5.4. Limitations of the Current Study

Overall, the proposed object-based spatiotemporal data-fusion framework shows great potential to increase the spatiotemporal data-fusion accuracy in vegetated areas by improving the similar pixel selection results. Although the increase in accuracy is limited, it is comparable to other similar spatiotemporal data-fusion works [25,50]. More importantly, the proposed framework can greatly help to preserve vegetation boundary and shape, which therefore can significantly reduce the “pepper-salt” effect in vegetation mapping.

However, there are still limitations that need to be further studied. First, the present study only evaluates the improvements of the proposed framework on the STARFM, ESTARFM and FSDAF methods with a limited number of vegetation types (e.g., grasslands, coniferous forests, broadleaf forests, meadow steppes, and croplands) under three senor combinations. The applicability of the proposed object-based data-fusion framework on different spatiotemporal data-fusion algorithms with more remote sensing datasets needs to be further studied. A more complete evaluation can provide guidance on how to choose the appropriate spatiotemporal data-fusion algorithm to be incorporated with the proposed object-based framework.

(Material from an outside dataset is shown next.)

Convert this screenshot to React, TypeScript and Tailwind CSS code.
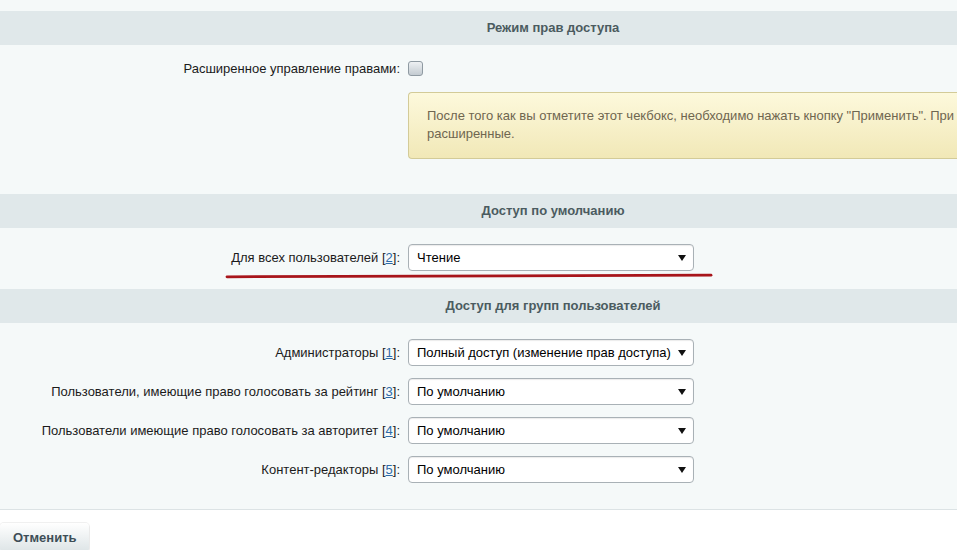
const groups = [
  { label: 'Администраторы', id: 1, value: 'Полный доступ (изменение прав доступа)' },
  { label: 'Пользователи, имеющие право голосовать за рейтинг', id: 3, value: 'По умолчанию' },
  { label: 'Пользователи имеющие право голосовать за авторитет', id: 4, value: 'По умолчанию' },
  { label: 'Контент-редакторы', id: 5, value: 'По умолчанию' },
];

const SectionHeader = ({ title }: { title: string }) => (
  <div className="h-[34px] bg-[#e0e8ea] flex items-center justify-center pl-[149px]">
    <span className="font-bold text-[13px] text-[#4b5b60]">{title}</span>
  </div>
);

const FakeSelect = ({ value }: { value: string }) => (
  <div className="w-[286px] h-[27px] bg-white border border-[#a9b1b6] rounded-[4px] shadow-[inset_0_1px_1px_rgba(0,0,0,0.08)] flex items-center justify-between pl-[8px] pr-[7px]">
    <span className="text-[13px] text-black">{value}</span>
    <svg width="8" height="6" viewBox="0 0 8 6">
      <path d="M0 0 L8 0 L4 6 Z" fill="#111" />
    </svg>
  </div>
);

const RefLink = ({ n }: { n: number }) => (
  <>
    [<span className="text-[#2c6aa8] underline">{n}</span>]:
  </>
);

const Row = ({ label, children }: { label: React.ReactNode; children: React.ReactNode }) => (
  <div className="flex items-center">
    <div className="w-[404px] pr-[4px] text-right text-[13px] leading-[19px] text-[#1b1b1b]">{label}</div>
    <div className="pl-[4px] flex items-center">{children}</div>
  </div>
);

export default function App() {
  return (
    <div className="w-[957px] h-[550px] overflow-hidden bg-white relative font-['Liberation_Sans',Arial,sans-serif]">
      <div className="bg-[#f5f9f9] pt-[11px] border-b border-[#dce3e5]">
        <SectionHeader title="Режим прав доступа" />
        <div className="pt-[14px] pb-[35px]">
          <Row label="Расширенное управление правами:">
            <div className="w-[15px] h-[15px] rounded-[3px] border border-[#8f9aa2] bg-gradient-to-b from-[#eef1f3] to-[#c3cbd1]" />
          </Row>
          <div className="ml-[408px] mt-[14px] h-[67px] border border-[#d3cb98] border-r-0 rounded-l-[4px] bg-gradient-to-b from-[#fdf9dc] to-[#f1e8b7] pl-[18px] pt-[14px] text-[13px] leading-[18px] text-[#6f6650] whitespace-nowrap">
            <div>После того как вы отметите этот чекбокс, необходимо нажать кнопку "Применить". При</div>
            <div>расширенные.</div>
          </div>
        </div>

        <SectionHeader title="Доступ по умолчанию" />
        <div className="pt-[16px] pb-[18px]">
          <Row label={<>Для всех пользователей <RefLink n={2} /></>}>
            <FakeSelect value="Чтение" />
          </Row>
        </div>

        <SectionHeader title="Доступ для групп пользователей" />
        <div className="pt-[16px] pb-[26px] flex flex-col gap-[12px]">
          {groups.map((g) => (
            <Row key={g.id} label={<>{g.label} <RefLink n={g.id} /></>}>
              <FakeSelect value={g.value} />
            </Row>
          ))}
        </div>
      </div>

      <div className="pt-[13px]">
        <button className="h-[29px] w-[89px] rounded-[4px] bg-gradient-to-b from-white to-[#dde4e6] shadow-[0_1px_1px_rgba(0,0,0,0.25),0_0_0_1px_rgba(0,0,0,0.06)] text-left pl-[13px] text-[13px] font-bold text-[#3e4e57]">
          Отменить
        </button>
      </div>

      <svg className="absolute left-[224px] top-[272px]" width="490" height="8" viewBox="0 0 490 8">
        <path d="M3 4.8 C 120 3.8, 300 3.5, 487 3.2" stroke="#a8151b" strokeWidth="2.8" fill="none" strokeLinecap="round" />
      </svg>
    </div>
  );
}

Second, the proposed framework may result in an insufficient number of similar pixels for the methods using tight rules for similar pixel selection. The strategy of how to coordinate the segmentations scale with the search window size to ensure a sufficient number of similar pixels with high quality still needs to be further studied. Third, the present study only evaluates influence of the proposed framework on vegetation mapping using images from two time stamps and using a simple SVM classifier. Further studies are still needed to evaluate whether the vegetation mapping accuracy can be further improved by including more time-series high-resolution images and using more advanced machine learning classifiers (such as deep learning) [51]. Last but not least, the proposed object-based framework only used segmented objects to improve the similar pixel selection results. Some spectral measure methods such as spectral angle measure [52] and spectral correlation measure [53] also can be used to find the similarity among the pixels. How to integrate the present object-based framework with these spectral measure methods to better improve the fusion accuracy needs to be further studied.

6. Conclusions

This study proposed a general object-based spatiotemporal data-fusion framework to improve the data-fusion accuracy in complex vegetated areas. It can be based on any spatiotemporal data-fusion algorithms by replacing their original similar pixel selection method with an object-restricted method. Here, we modified the STARFM, ESTARFM and FSDAF algorithms to evaluate the performance of the proposed framework. The results show that the object-based framework can improve the performance of all three methods by significantly reducing the “salt and pepper” effect in the fusion result and delineating the vegetation boundaries more clearly. Overall, the three object-based methods perform the best in the fusion of Sentinel-2 and Landsat images. The improvements in the vegetation-sensitive bands (e.g., red and NIR bands) are stronger than in other bands (e.g., blue and green bands). The baseline segmentation scale and the search window size are the two major factors influencing the performance of an object-based spatiotemporal data-fusion algorithm, and users should select the optimal values based on the similar pixel selection method. If an algorithm adopts a loose “select-and-restrict” similar pixel selection strategy, a relatively small baseline segmentation scale and search windows size should be used; if an algorithm adopts a tight “restrict-and-select” strategy, a relatively large baseline segmentation scale and search windows size should be used. Overall, the proposed object-based framework shows great potential for generating time series of remote-sensing images with high spatial resolutions in complex vegetated areas and, therefore, provides useful data sources for mapping vegetation attributes and monitoring vegetation changes accurately.